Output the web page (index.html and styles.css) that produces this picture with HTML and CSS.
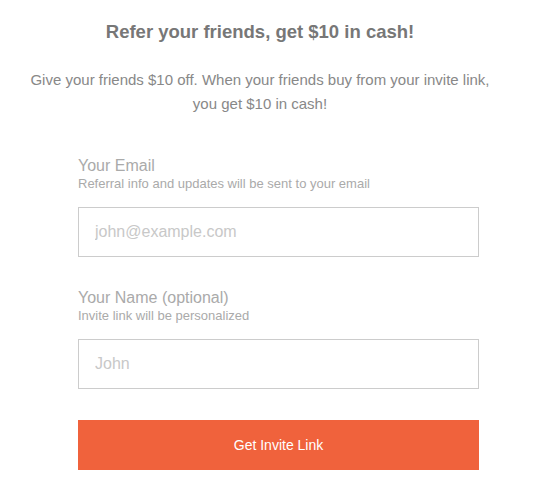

--

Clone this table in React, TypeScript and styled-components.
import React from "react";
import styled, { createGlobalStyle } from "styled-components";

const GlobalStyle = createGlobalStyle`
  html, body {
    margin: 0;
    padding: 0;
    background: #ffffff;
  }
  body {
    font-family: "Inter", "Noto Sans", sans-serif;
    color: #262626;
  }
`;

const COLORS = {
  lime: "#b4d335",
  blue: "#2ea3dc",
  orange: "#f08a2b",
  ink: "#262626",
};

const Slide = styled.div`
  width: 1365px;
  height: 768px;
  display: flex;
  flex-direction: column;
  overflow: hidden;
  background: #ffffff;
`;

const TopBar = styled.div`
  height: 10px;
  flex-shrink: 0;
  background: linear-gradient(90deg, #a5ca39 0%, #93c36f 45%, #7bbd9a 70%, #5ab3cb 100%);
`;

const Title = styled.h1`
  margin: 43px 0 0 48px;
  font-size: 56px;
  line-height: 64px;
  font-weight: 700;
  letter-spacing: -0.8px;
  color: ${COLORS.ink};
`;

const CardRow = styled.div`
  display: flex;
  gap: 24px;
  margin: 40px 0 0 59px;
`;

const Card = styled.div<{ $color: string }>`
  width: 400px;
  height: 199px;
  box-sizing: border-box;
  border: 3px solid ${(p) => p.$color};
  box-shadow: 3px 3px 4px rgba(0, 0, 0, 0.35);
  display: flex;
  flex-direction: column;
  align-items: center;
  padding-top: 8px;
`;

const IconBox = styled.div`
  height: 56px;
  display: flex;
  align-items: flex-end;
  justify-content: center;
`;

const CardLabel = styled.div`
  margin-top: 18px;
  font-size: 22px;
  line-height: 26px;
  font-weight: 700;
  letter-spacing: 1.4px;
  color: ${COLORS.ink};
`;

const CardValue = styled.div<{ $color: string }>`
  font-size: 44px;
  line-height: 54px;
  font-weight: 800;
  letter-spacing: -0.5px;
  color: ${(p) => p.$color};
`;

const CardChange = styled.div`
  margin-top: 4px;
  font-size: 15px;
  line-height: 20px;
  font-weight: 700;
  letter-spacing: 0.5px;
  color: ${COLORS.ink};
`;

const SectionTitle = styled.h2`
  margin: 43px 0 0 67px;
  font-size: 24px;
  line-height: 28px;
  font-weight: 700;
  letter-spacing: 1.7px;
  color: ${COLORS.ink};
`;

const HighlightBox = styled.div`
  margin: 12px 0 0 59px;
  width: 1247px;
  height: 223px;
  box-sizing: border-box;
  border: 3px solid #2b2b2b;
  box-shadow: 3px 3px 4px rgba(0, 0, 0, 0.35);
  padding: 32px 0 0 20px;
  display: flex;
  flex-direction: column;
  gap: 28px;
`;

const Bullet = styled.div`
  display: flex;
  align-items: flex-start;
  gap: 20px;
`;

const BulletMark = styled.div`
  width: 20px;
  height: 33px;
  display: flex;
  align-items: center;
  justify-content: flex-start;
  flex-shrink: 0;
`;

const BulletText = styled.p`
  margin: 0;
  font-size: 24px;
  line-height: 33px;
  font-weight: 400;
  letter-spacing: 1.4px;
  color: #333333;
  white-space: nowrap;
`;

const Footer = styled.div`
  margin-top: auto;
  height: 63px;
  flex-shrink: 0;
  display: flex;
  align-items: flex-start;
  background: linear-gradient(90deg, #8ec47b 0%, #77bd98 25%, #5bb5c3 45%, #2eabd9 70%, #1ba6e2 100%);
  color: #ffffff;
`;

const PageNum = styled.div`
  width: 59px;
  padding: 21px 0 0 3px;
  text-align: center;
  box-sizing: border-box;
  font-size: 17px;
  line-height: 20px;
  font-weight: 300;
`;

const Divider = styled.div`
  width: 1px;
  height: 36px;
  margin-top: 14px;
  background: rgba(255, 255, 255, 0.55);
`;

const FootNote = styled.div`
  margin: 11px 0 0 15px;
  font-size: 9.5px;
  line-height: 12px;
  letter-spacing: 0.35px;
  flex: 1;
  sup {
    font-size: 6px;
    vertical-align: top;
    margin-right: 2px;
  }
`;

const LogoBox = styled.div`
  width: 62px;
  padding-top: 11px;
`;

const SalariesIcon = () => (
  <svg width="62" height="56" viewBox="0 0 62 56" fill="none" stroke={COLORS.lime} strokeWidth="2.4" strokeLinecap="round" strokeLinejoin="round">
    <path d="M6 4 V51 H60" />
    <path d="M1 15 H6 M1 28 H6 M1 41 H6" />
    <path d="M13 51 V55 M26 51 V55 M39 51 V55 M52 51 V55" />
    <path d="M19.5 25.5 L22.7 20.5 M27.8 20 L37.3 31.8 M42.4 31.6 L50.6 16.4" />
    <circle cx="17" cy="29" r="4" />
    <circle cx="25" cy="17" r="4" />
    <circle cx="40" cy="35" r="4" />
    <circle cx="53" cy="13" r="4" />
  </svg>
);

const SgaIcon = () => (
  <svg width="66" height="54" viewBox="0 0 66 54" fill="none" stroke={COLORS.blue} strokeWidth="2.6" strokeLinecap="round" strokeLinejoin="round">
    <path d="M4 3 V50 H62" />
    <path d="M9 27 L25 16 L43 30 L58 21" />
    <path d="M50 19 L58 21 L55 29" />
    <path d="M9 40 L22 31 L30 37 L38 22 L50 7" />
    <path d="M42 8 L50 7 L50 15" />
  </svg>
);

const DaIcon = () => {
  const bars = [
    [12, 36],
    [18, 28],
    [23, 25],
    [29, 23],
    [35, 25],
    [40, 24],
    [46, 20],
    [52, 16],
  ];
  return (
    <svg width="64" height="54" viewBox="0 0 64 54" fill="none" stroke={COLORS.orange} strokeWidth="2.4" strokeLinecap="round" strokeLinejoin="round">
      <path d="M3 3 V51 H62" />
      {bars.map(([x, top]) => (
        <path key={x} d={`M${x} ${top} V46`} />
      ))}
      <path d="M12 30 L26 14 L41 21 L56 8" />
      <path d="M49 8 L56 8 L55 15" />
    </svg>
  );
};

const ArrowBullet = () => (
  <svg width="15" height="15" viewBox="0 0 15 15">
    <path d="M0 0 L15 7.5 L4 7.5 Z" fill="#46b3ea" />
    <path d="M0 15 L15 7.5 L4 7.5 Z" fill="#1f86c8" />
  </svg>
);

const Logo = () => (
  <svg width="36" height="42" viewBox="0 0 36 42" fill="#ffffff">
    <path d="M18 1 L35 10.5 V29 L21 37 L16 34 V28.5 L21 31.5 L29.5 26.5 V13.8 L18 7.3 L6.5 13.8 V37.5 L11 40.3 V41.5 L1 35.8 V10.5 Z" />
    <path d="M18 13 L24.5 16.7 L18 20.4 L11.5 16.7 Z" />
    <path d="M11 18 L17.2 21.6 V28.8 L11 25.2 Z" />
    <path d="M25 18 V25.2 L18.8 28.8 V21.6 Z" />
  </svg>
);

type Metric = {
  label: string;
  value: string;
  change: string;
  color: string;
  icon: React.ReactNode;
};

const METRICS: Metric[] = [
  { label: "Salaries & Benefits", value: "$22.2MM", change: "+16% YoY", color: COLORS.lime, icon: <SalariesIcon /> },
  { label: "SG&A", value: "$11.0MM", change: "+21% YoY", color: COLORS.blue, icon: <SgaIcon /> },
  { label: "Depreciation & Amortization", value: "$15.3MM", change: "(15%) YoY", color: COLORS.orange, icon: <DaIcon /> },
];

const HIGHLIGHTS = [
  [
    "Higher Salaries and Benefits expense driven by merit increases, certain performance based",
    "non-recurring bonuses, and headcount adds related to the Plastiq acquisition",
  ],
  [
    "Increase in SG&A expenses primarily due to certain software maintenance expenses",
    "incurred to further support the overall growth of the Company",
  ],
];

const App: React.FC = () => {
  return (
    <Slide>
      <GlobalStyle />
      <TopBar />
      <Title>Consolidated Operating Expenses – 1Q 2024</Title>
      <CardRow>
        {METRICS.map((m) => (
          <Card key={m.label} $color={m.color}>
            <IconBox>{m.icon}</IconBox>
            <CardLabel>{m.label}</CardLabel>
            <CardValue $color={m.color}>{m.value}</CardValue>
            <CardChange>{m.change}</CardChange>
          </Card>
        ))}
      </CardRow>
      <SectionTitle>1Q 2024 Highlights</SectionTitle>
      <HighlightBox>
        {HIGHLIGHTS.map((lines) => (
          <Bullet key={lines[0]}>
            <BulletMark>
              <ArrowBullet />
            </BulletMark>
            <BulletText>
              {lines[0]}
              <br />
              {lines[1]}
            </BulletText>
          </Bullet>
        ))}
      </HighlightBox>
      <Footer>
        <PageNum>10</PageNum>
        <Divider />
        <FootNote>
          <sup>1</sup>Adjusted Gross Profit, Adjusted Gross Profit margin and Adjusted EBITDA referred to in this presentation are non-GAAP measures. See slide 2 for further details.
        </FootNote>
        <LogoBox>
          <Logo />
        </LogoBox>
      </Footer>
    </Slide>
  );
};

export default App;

==

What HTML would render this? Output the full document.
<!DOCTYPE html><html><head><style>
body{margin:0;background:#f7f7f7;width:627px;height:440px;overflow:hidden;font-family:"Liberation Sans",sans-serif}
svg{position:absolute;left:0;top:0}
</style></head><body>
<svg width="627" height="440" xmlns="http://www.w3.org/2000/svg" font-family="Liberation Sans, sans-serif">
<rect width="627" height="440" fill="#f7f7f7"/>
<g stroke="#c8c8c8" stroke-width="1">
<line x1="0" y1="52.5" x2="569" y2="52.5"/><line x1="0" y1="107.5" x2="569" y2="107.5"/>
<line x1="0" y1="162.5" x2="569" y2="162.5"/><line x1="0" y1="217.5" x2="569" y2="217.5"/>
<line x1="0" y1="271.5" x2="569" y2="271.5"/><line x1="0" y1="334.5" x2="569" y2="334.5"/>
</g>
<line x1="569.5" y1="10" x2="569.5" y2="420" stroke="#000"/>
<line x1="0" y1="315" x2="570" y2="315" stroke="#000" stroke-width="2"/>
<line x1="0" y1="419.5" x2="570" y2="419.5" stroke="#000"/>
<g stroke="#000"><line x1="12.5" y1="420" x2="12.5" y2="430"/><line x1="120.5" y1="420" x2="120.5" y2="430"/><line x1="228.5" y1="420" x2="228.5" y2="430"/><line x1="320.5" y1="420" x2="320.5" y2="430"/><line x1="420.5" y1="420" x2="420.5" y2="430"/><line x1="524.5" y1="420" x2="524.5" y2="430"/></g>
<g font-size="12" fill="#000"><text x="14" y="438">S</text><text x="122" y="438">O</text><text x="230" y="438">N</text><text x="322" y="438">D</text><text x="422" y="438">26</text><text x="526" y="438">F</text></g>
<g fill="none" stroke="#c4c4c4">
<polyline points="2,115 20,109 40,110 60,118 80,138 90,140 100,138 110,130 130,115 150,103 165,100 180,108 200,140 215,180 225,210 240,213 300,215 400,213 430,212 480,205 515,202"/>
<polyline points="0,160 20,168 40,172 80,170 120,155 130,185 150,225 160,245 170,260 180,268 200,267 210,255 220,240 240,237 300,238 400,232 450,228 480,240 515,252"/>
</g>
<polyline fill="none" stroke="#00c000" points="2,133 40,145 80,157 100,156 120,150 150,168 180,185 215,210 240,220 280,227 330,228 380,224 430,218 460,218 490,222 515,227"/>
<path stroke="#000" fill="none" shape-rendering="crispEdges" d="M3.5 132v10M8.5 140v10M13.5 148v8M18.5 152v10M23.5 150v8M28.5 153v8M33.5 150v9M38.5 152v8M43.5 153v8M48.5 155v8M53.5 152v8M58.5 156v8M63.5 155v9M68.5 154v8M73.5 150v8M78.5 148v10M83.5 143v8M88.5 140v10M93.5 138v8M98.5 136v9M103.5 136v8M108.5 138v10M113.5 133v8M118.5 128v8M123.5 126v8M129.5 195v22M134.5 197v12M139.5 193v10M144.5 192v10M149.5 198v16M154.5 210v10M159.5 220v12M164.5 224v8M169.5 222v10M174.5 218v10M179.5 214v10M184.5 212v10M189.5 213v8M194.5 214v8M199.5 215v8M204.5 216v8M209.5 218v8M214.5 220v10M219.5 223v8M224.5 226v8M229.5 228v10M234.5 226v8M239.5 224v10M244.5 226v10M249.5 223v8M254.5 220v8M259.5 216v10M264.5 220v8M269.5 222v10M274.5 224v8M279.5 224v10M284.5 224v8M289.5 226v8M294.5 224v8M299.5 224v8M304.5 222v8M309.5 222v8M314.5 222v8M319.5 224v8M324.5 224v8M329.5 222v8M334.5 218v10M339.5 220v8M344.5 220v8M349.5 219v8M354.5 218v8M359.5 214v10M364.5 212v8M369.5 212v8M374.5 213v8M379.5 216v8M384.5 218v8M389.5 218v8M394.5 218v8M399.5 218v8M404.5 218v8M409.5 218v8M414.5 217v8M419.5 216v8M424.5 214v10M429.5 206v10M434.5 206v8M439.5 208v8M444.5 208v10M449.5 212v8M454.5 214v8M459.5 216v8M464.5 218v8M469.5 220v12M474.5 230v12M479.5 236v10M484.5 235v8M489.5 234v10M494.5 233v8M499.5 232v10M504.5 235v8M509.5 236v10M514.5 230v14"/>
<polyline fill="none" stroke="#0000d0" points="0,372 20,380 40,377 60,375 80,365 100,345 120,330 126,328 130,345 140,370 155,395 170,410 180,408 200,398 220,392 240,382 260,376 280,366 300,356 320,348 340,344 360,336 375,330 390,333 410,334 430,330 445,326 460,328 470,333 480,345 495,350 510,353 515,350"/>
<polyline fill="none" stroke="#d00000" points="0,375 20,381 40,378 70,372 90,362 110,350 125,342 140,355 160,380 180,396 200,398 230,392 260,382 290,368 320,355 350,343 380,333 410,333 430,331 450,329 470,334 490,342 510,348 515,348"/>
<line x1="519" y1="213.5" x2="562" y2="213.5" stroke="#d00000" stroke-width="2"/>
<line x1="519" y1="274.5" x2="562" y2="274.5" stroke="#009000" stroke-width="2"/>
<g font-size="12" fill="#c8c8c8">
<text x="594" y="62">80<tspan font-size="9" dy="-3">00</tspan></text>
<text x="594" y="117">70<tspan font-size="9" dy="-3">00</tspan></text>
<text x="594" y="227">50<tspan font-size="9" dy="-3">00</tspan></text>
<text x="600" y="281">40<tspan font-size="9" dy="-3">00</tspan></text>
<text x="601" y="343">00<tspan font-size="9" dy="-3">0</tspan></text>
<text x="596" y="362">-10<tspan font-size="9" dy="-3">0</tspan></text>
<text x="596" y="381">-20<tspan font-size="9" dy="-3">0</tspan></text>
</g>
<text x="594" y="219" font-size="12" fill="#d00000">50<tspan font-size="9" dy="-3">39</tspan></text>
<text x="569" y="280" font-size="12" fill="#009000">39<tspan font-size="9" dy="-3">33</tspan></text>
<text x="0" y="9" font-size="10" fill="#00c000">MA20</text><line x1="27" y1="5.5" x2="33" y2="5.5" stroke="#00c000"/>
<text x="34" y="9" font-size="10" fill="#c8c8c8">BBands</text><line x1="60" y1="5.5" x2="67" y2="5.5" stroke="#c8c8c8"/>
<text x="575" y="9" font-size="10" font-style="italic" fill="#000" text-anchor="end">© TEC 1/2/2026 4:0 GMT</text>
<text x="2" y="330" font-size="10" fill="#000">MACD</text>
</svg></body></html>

What is needed: In the material above, find each line that contains the word "React", and select it.

Worked answer:
Clone this table in React, TypeScript and styled-components.
import React from "react";
  icon: React.ReactNode;
const App: React.FC = () => {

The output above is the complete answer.